══ SOURCE MATERIAL ══

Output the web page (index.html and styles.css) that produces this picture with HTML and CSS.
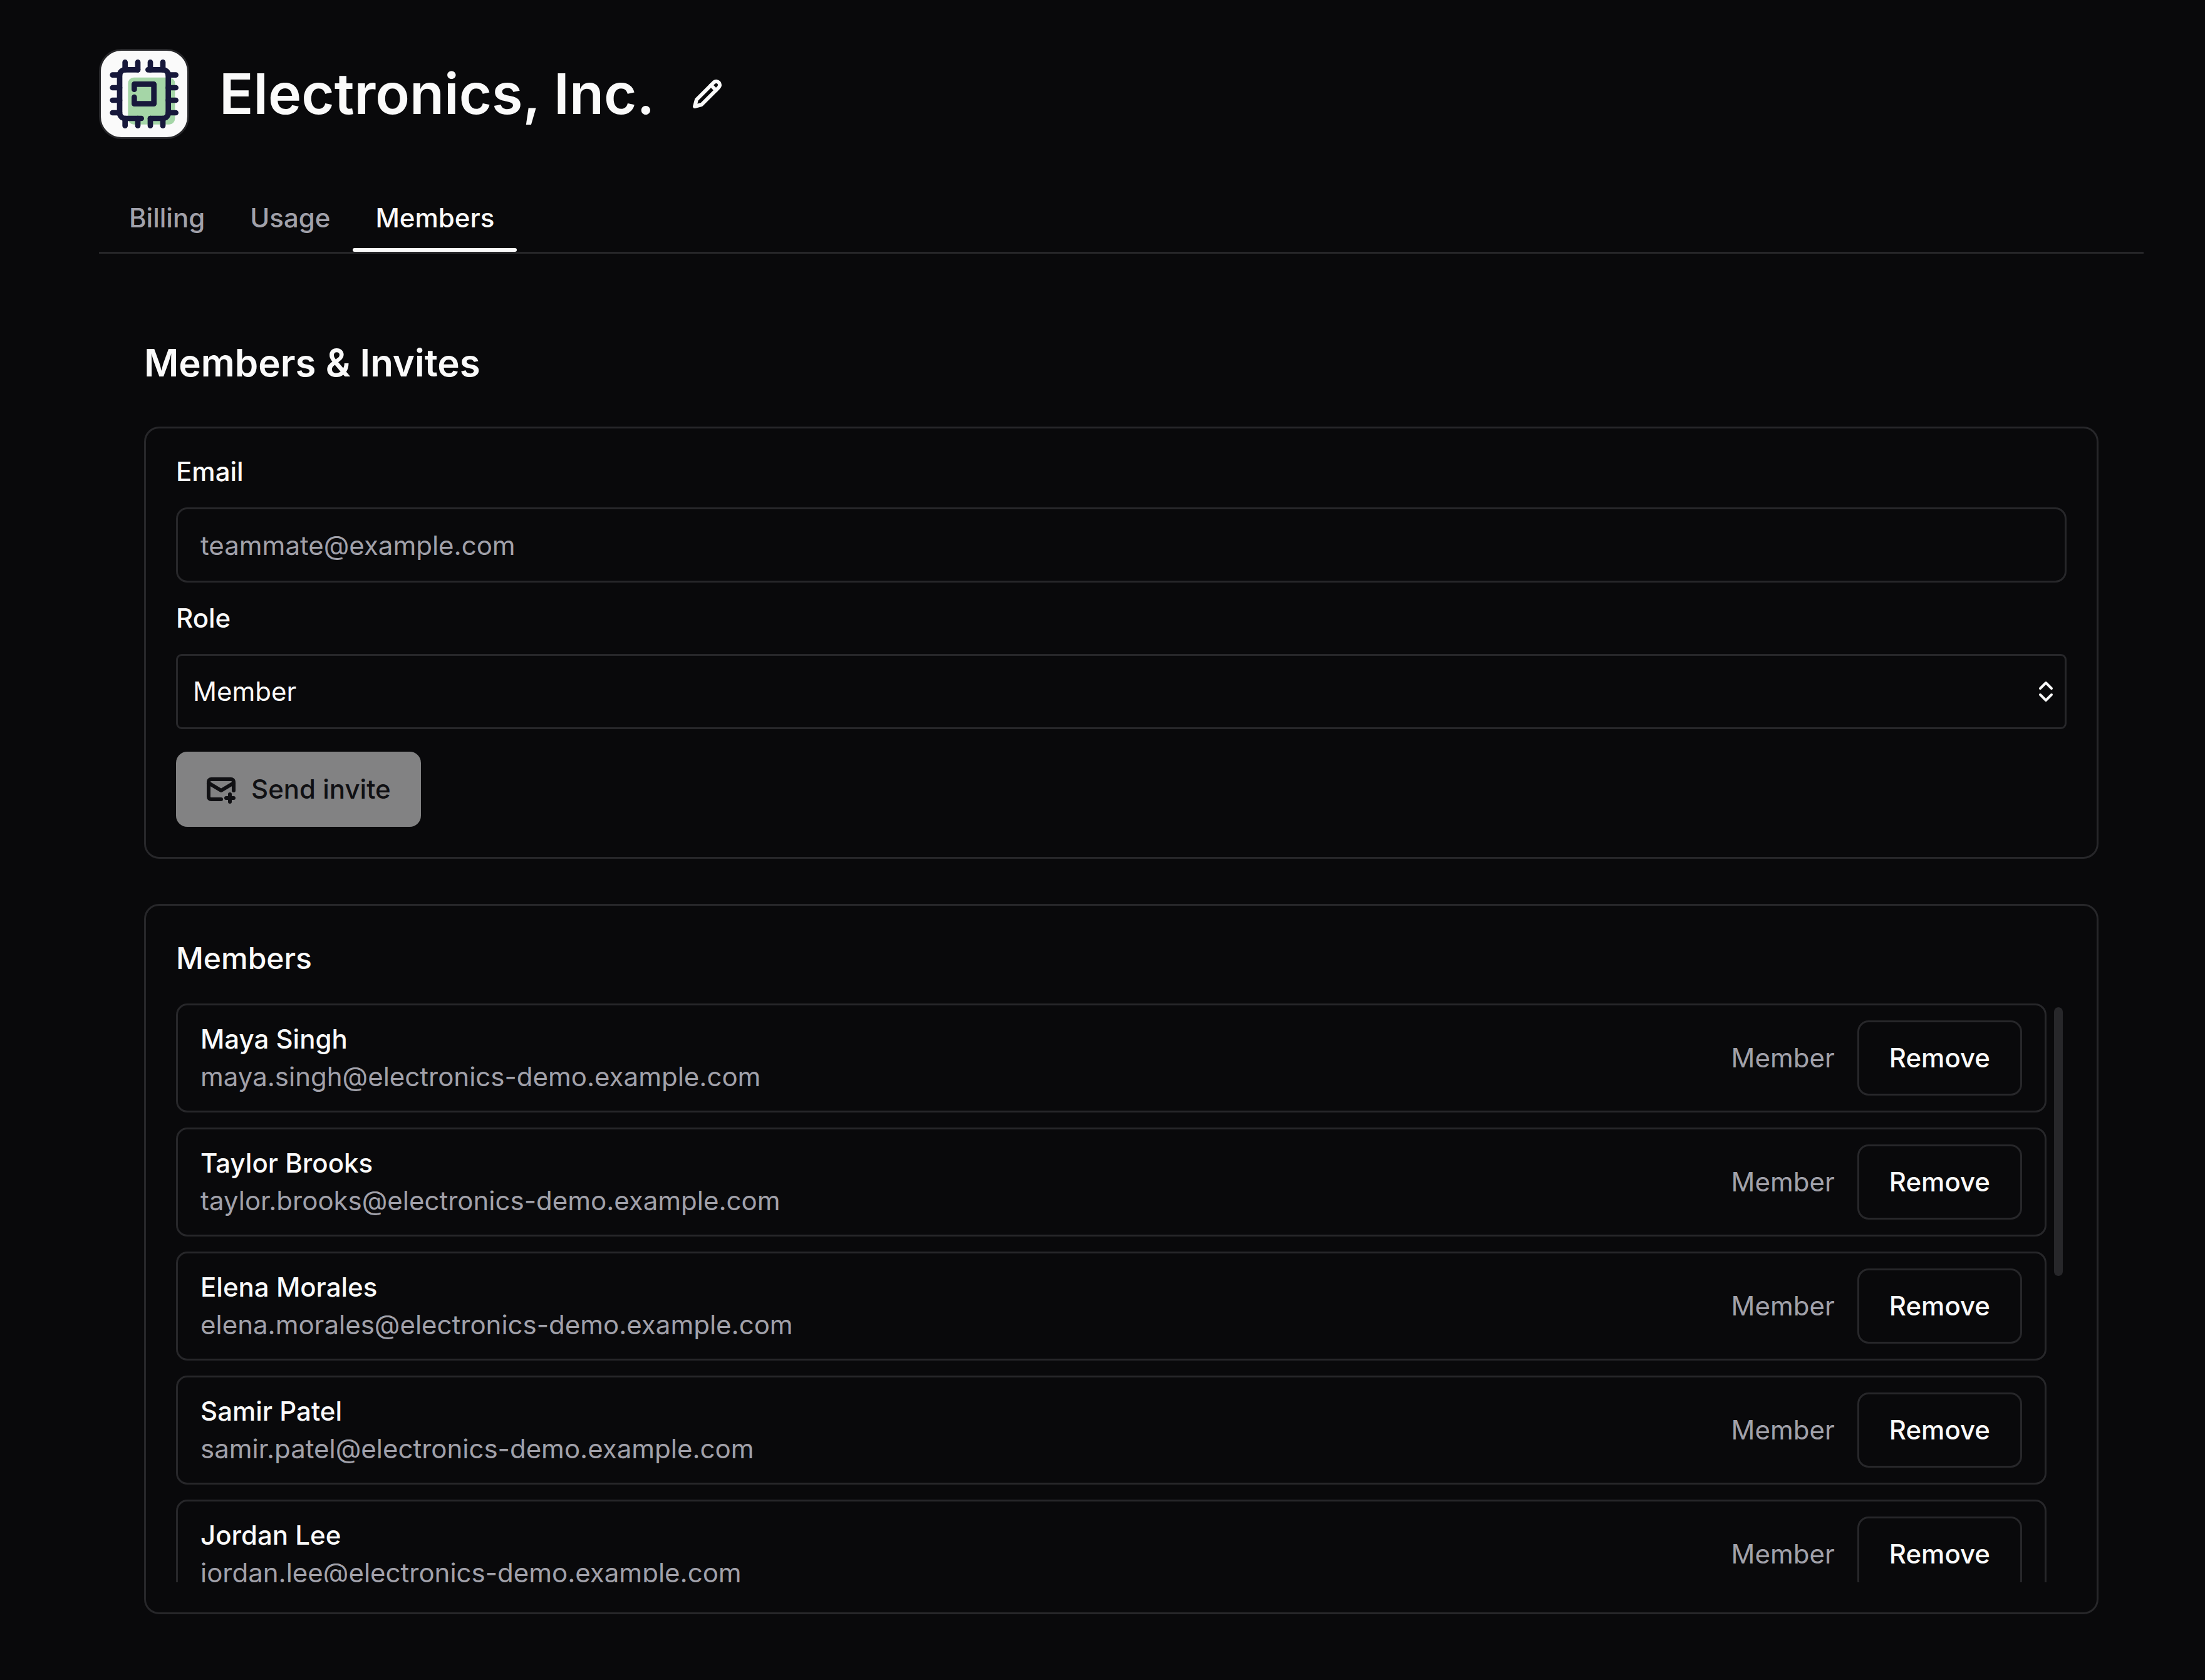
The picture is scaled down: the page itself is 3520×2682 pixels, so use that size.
FILE: index.html
```html
<!DOCTYPE html>
<html lang="en">

<head>
  <meta charset="UTF-8">
  <meta name="viewport" content="width=device-width, initial-scale=1.0">
  <title>Electronics, Inc. - Members</title>
  <link rel="stylesheet" href="styles.css">
</head>

<body>
  <div class="page">
    <header class="org-header">
      <div class="org-logo">
        <svg viewBox="33 33 414 414" fill="none" stroke="#17183b" stroke-width="26" stroke-linecap="round" stroke-linejoin="round" aria-hidden="true">
          <rect x="163" y="161" width="225" height="225" rx="28" fill="#a5d6a7" stroke="none" />
          <path d="M210 124H149a26 26 0 0 0-26 26V331a26 26 0 0 0 26 26H227" />
          <path d="M259 124H330a26 26 0 0 1 26 26V331a26 26 0 0 1-26 26H270" />
          <path d="M149 88V124M210 88V124M270 88V124M330 88V124" />
          <path d="M149 357V392M210 357V392M270 357V392M330 357V392" />
          <path d="M89 149H123M89 210H123M89 270H123M89 330H123" />
          <path d="M356 149H392M356 210H392M356 270H392M356 330H392" />
          <path d="M193 218V193H287V287H193V255" />
        </svg>
      </div>
      <h1>Electronics, Inc.</h1>
      <button class="edit-button" type="button" aria-label="Edit name">
        <svg class="icon" viewBox="0 0 24 24" aria-hidden="true">
          <path d="M17 3a2.85 2.83 0 1 1 4 4L7.5 20.5 2 22l1.5-5.5Z" />
          <path d="m15 5 4 4" />
        </svg>
      </button>
    </header>

    <nav class="tabs">
      <a class="tab" href="#billing">Billing</a>
      <a class="tab" href="#usage">Usage</a>
      <a class="tab active" href="#members">Members</a>
    </nav>

    <main class="content">
      <h2>Members &amp; Invites</h2>

      <!-- Invite form -->
      <form class="card invite-form">
        <label for="email">Email</label>
        <input type="email" id="email" placeholder="teammate@example.com">

        <label for="role">Role</label>
        <div class="select-wrap">
          <select id="role">
            <option value="member">Member</option>
            <option value="admin">Admin</option>
          </select>
          <svg class="select-icon" viewBox="0 0 48 48" aria-hidden="true">
            <path d="m15 19 9-9 9 9M15 29l9 9 9-9" />
          </svg>
        </div>

        <button class="send-button" type="submit" disabled>
          <svg class="icon" viewBox="0 0 24 24" aria-hidden="true">
            <path d="M22 13V6a2 2 0 0 0-2-2H4a2 2 0 0 0-2 2v12a2 2 0 0 0 2 2h8" />
            <path d="m2 7 10 6 10-6" />
            <path d="M19 16v6M16 19h6" />
          </svg>
          Send invite
        </button>
      </form>

      <!-- Member list -->
      <section class="card">
        <h3>Members</h3>
        <div class="member-scroll">
          <ul class="member-list">
            <li class="member">
              <div class="member-info">
                <p class="member-name">Maya Singh</p>
                <p class="member-email">maya.singh@electronics-demo.example.com</p>
              </div>
              <span class="member-role">Member</span>
              <button class="remove-button" type="button">Remove</button>
            </li>
            <li class="member">
              <div class="member-info">
                <p class="member-name">Taylor Brooks</p>
                <p class="member-email">taylor.brooks@electronics-demo.example.com</p>
              </div>
              <span class="member-role">Member</span>
              <button class="remove-button" type="button">Remove</button>
            </li>
            <li class="member">
              <div class="member-info">
                <p class="member-name">Elena Morales</p>
                <p class="member-email">elena.morales@electronics-demo.example.com</p>
              </div>
              <span class="member-role">Member</span>
              <button class="remove-button" type="button">Remove</button>
            </li>
            <li class="member">
              <div class="member-info">
                <p class="member-name">Samir Patel</p>
                <p class="member-email">samir.patel@electronics-demo.example.com</p>
              </div>
              <span class="member-role">Member</span>
              <button class="remove-button" type="button">Remove</button>
            </li>
            <li class="member">
              <div class="member-info">
                <p class="member-name">Jordan Lee</p>
                <p class="member-email">jordan.lee@electronics-demo.example.com</p>
              </div>
              <span class="member-role">Member</span>
              <button class="remove-button" type="button">Remove</button>
            </li>
          </ul>
          <div class="scrollbar">
            <div class="scrollbar-thumb"></div>
          </div>
        </div>
      </section>
    </main>
  </div>
</body>

</html>
```
FILE: styles.css
```css
/* styles.css */
* {
  box-sizing: border-box;
}

body {
  margin: 0;
  background-color: #09090b;
  color: #fafafa;
  font-family: Inter, sans-serif;
  font-size: 42px;
  line-height: 60px;
}

h1,
h2,
h3,
p,
ul {
  margin: 0;
  padding: 0;
}

button,
input,
select {
  font: inherit;
  color: inherit;
}

.page {
  padding: 78px 98px 105px 158px;
}

.icon {
  width: 48px;
  height: 48px;
  fill: none;
  stroke: currentColor;
  stroke-width: 3;
  stroke-linecap: round;
  stroke-linejoin: round;
}

/* Header */
.org-header {
  display: flex;
  align-items: center;
}

.org-logo {
  width: 144px;
  height: 144px;
  margin-right: 48px;
  border: 3px solid #27272a;
  border-radius: 36px;
  background-color: #fafafa;
  overflow: hidden;
}

.org-logo svg {
  display: block;
  width: 100%;
}

h1 {
  font-size: 90px;
  line-height: 108px;
  font-weight: 600;
}

.edit-button {
  display: flex;
  margin-left: 24px;
  padding: 36px;
  border: none;
  background: none;
  cursor: pointer;
}

/* Tabs */
.tabs {
  display: flex;
  margin-top: 72px;
  padding-left: 12px;
  border-bottom: 3px solid #27272a;
}

.tab {
  position: relative;
  padding: 24px 36px;
  color: #a1a1aa;
  font-weight: 500;
  text-decoration: none;
}

.tab.active {
  color: #fafafa;
}

.tab.active::after {
  content: "";
  position: absolute;
  left: 0;
  right: 0;
  bottom: 0;
  height: 6px;
  border-radius: 3px;
  background-color: #fafafa;
}

/* Content */
.content {
  padding: 132px 72px 0;
}

h2 {
  margin-bottom: 60px;
  font-size: 60px;
  line-height: 84px;
  font-weight: 600;
}

h3 {
  margin-bottom: 36px;
  font-size: 48px;
  line-height: 72px;
  font-weight: 500;
}

.card {
  padding: 48px;
  border: 3px solid #27272a;
  border-radius: 24px;
}

.card + .card {
  margin-top: 72px;
}

/* Invite form */
.invite-form {
  display: flex;
  flex-direction: column;
  gap: 36px;
}

.invite-form label {
  line-height: 42px;
  font-weight: 500;
}

.invite-form input,
.invite-form select {
  display: block;
  width: 100%;
  height: 120px;
  padding: 0 36px;
  border: 3px solid #27272a;
  border-radius: 18px;
  background-color: transparent;
}

.invite-form input::placeholder {
  color: #a1a1aa;
}

.select-wrap {
  position: relative;
}

.invite-form select {
  appearance: none;
  padding: 0 24px;
  border-radius: 9px;
}

.select-icon {
  position: absolute;
  top: 36px;
  right: 9px;
  width: 48px;
  height: 48px;
  fill: none;
  stroke: #fafafa;
  stroke-width: 4;
  stroke-linecap: round;
  stroke-linejoin: round;
  pointer-events: none;
}

.send-button {
  display: flex;
  align-items: center;
  align-self: flex-start;
  gap: 24px;
  height: 120px;
  padding: 0 48px;
  border: none;
  border-radius: 18px;
  background-color: #fafafa;
  color: #18181b;
  font-weight: 500;
}

.send-button:disabled {
  opacity: 0.5;
}

/* Member list */
.member-scroll {
  display: flex;
  max-height: 924px;
}

.member-list {
  display: flex;
  flex: 1;
  flex-direction: column;
  gap: 24px;
  list-style: none;
  overflow-y: auto;
  scrollbar-width: none;
}

.member {
  display: flex;
  flex-shrink: 0;
  align-items: center;
  gap: 36px;
  padding: 24px 36px;
  border: 3px solid #27272a;
  border-radius: 18px;
}

.member-info {
  flex: 1;
}

.member-name {
  font-weight: 500;
}

.member-email,
.member-role {
  color: #a1a1aa;
}

.remove-button {
  height: 120px;
  padding: 0 48px;
  border: 3px solid #27272a;
  border-radius: 18px;
  background-color: transparent;
  font-weight: 500;
  cursor: pointer;
}

.scrollbar {
  width: 32px;
  padding: 6px 6px 6px 12px;
}

.scrollbar-thumb {
  height: 47%;
  border-radius: 7px;
  background-color: #27272a;
}
```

═══

*PROMPT*: Within the data above, count the lines that contain the string "page"; the reply is the number alone.

*WRITTEN RESPONSE*: 4